Request: Copy all lines below exactly as written. Leave pictures out.

Data extract:
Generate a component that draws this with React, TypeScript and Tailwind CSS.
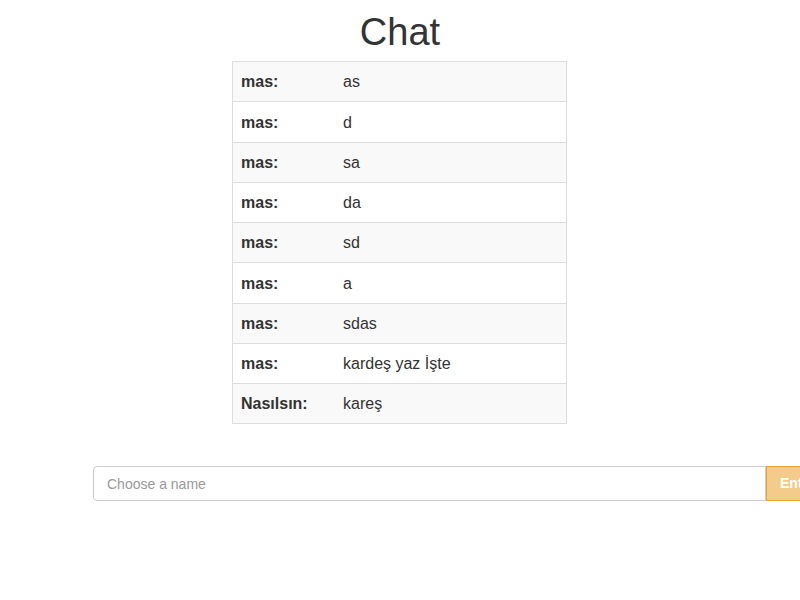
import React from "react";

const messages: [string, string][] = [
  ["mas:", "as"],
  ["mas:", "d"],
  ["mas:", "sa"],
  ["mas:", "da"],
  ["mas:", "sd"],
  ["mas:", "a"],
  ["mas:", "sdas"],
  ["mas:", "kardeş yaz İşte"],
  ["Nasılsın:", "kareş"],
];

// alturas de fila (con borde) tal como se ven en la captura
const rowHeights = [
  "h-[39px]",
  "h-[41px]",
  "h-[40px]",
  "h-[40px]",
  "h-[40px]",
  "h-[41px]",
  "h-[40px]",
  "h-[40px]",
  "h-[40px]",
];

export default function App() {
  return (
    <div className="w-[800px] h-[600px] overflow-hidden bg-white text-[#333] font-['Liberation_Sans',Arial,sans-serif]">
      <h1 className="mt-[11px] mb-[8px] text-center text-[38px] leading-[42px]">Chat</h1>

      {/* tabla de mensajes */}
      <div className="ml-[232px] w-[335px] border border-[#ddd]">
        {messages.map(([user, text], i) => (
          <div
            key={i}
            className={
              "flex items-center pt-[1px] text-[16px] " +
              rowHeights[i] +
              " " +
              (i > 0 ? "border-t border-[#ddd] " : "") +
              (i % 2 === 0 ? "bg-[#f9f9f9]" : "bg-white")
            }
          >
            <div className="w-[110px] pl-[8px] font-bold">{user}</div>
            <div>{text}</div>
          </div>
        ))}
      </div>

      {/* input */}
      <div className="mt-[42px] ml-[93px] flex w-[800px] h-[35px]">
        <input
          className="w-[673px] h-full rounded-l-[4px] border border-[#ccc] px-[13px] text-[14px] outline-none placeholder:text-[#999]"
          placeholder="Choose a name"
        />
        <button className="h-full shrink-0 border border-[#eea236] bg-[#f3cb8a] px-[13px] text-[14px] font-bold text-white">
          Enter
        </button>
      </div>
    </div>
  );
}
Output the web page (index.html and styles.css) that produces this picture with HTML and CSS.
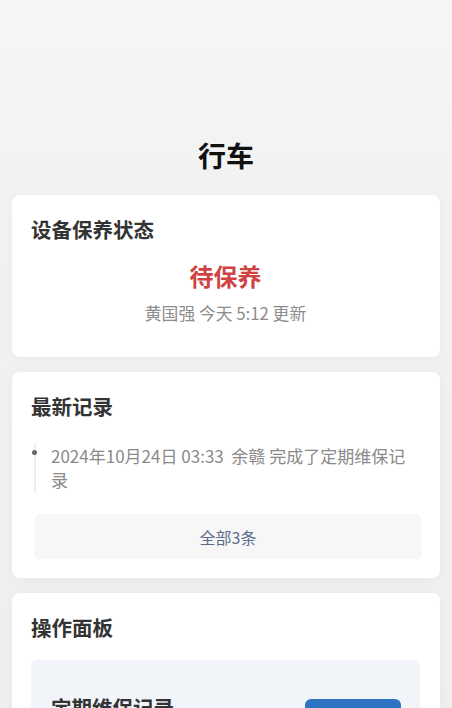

Finished task:
Generate a component that draws this with React, TypeScript and Tailwind CSS.
import React from "react";

const messages: [string, string][] = [
  ["mas:", "as"],
  ["mas:", "d"],
  ["mas:", "sa"],
  ["mas:", "da"],
  ["mas:", "sd"],
  ["mas:", "a"],
  ["mas:", "sdas"],
  ["mas:", "kardeş yaz İşte"],
  ["Nasılsın:", "kareş"],
];

// alturas de fila (con borde) tal como se ven en la captura
const rowHeights = [
  "h-[39px]",
  "h-[41px]",
  "h-[40px]",
  "h-[40px]",
  "h-[40px]",
  "h-[41px]",
  "h-[40px]",
  "h-[40px]",
  "h-[40px]",
];

export default function App() {
  return (
    <div className="w-[800px] h-[600px] overflow-hidden bg-white text-[#333] font-['Liberation_Sans',Arial,sans-serif]">
      <h1 className="mt-[11px] mb-[8px] text-center text-[38px] leading-[42px]">Chat</h1>

      {/* tabla de mensajes */}
      <div className="ml-[232px] w-[335px] border border-[#ddd]">
        {messages.map(([user, text], i) => (
          <div
            key={i}
            className={
              "flex items-center pt-[1px] text-[16px] " +
              rowHeights[i] +
              " " +
              (i > 0 ? "border-t border-[#ddd] " : "") +
              (i % 2 === 0 ? "bg-[#f9f9f9]" : "bg-white")
            }
          >
            <div className="w-[110px] pl-[8px] font-bold">{user}</div>
            <div>{text}</div>
          </div>
        ))}
      </div>

      {/* input */}
      <div className="mt-[42px] ml-[93px] flex w-[800px] h-[35px]">
        <input
          className="w-[673px] h-full rounded-l-[4px] border border-[#ccc] px-[13px] text-[14px] outline-none placeholder:text-[#999]"
          placeholder="Choose a name"
        />
        <button className="h-full shrink-0 border border-[#eea236] bg-[#f3cb8a] px-[13px] text-[14px] font-bold text-white">
          Enter
        </button>
      </div>
    </div>
  );
}
Output the web page (index.html and styles.css) that produces this picture with HTML and CSS.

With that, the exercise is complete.